Pour démontrer une bonne utilisation de la manne pétrolière, il faudra que le Sénégal investisse. Le pays doit être capable de former des ingénieurs, des ouvriers qualifiés, avoir des entreprises capables d'extraire et de vendre. Cette montée en compétences aura des retombées pour l'économie sénégalaise et un impact positif sur le niveau de vue des populations. Il faudra créer des compétences sénégalaises et ne pas se fier seulement au savoir faire des entreprises étrangères.  L'ancien pouvoir, celui de Macky Sall en avait conscience et c'est pour cela que le Sénégal a créé un Institut national du pétrole.
 
TV5MONDE  : Le nouveau pouvoir au Sénégal entend renégocier les contrats gaziers et pétroliers avec les grands acteurs du secteur.
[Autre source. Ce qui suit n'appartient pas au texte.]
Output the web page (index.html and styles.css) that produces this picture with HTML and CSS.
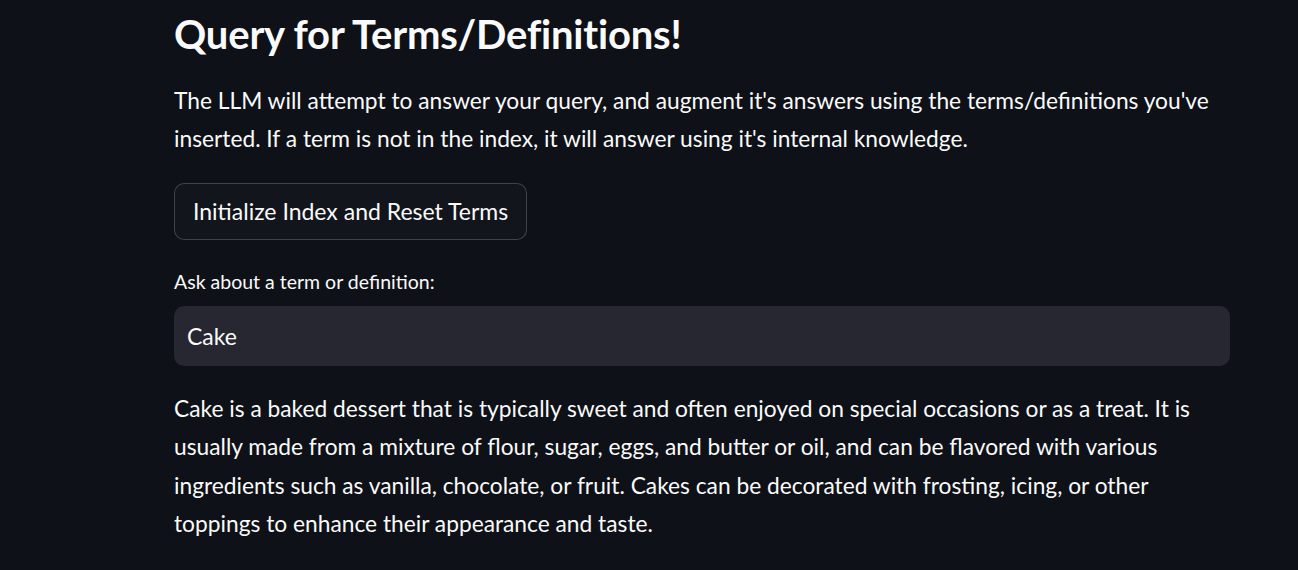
FILE: index.html
```html
<!DOCTYPE html>
<html>
<head>
<meta charset="utf-8">
<link rel="stylesheet" href="styles.css">
</head>
<body>
<main class="block">
  <h1 class="title">Query for Terms/Definitions!</h1>
  <p class="text intro">The LLM will attempt to answer your query, and augment it's answers using the terms/definitions you've inserted. If a term is not in the index, it will answer using it's internal knowledge.</p>
  <div class="btn-row"><button class="btn">Initialize Index and Reset Terms</button></div>
  <label class="field-label" for="q">Ask about a term or definition:</label>
  <div class="input-wrap"><input id="q" class="input" type="text" value="Cake"></div>
  <p class="text answer">Cake is a baked dessert that is typically sweet and often enjoyed on special occasions or as a treat. It is usually made from a mixture of flour, sugar, eggs, and butter or oil, and can be flavored with various ingredients such as vanilla, chocolate, or fruit. Cakes can be decorated with frosting, icing, or other toppings to enhance their appearance and taste.</p>
</main>
</body>
</html>
```
FILE: styles.css
```css
html, body {
  margin: 0;
  padding: 0;
  background: #0e1117;
  color: #fafafa;
  font-family: Lato, "Noto Sans", sans-serif;
  height: 100%;
  overflow: hidden;
}
.block {
  margin-left: 174px;
  width: 1056px;
  display: flex;
  flex-direction: column;
}
.title {
  margin: 0;
  padding-top: 8px;
  font-size: 40px;
  font-weight: 700;
  line-height: 52px;
  letter-spacing: -0.2px;
}
.text {
  margin: 0;
  font-size: 22.75px;
  line-height: 38.4px;
}
.intro {
  margin-top: 22px;
}
.btn-row {
  margin-top: 24px;
}
.btn {
  height: 57px;
  padding: 0 18px;
  background: #12151c;
  color: #fafafa;
  border: 1px solid rgba(250,250,250,0.2);
  border-radius: 10px;
  font-family: inherit;
  font-size: 23px;
}
.field-label {
  margin-top: 30px;
  font-size: 19.5px;
  line-height: 24px;
}
.input-wrap {
  margin-top: 12px;
}
.input {
  box-sizing: border-box;
  width: 100%;
  height: 60px;
  padding: 0 13px;
  background: #262730;
  color: #fafafa;
  border: none;
  border-radius: 10px;
  font-family: inherit;
  font-size: 23px;
  outline: none;
}
.answer {
  margin-top: 24px;
}
```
Est-ce réalisable ? 
 
L'actuel pouvoir au Sénégal a construit son programme économique sur une logique souverainiste. Et il est vrai que l'exploitation des champs pétroliers et gaziers est pour l'instant rendue surtout possible par l'investissement de sociétés étrangères et non nationales. Petrosen, société sénégalaise, est certe présente. Mais l'entreprise nationale reste minoritaire dans l'exploitation de ces gisements gaziers et pétroliers.
 
Woodside Energy, compagnie pétrolière australienne, a investi plusieurs milliards de dollars dans l'exploitation du champ de Sangomar dont elle possède 82% des droits. Le projet gazier est également porté par deux grands acteurs internationaux, BP et Cismos Energy. 
 
Le nouveau pouvoir sénégalais entend effectivement renégocier les contrats mais ces contrats viennent de rentrer en exploitation ou vont être exploités prochainement. Les grandes sociétés étrangères ont déjà investi plusieurs milliards de dollars pour lancer l'exploitation de ces gisements. Une demande de renégociation dans ce contexte aura peu de chances d'aboutir juridiquement notamment si ces compagnies font appel à un arbitrage international.  Pour pouvoir renégocier le nouveau pouvoir doit s'y prendre un peu plus en amont. 
 
Le meilleur moyen pour le Sénégal de s'affranchir de ces grandes entreprises internationales est de monter en compétence et ainsi faire émerger des acteurs nationaux capables de remplacer ces grandes entreprises étrangères.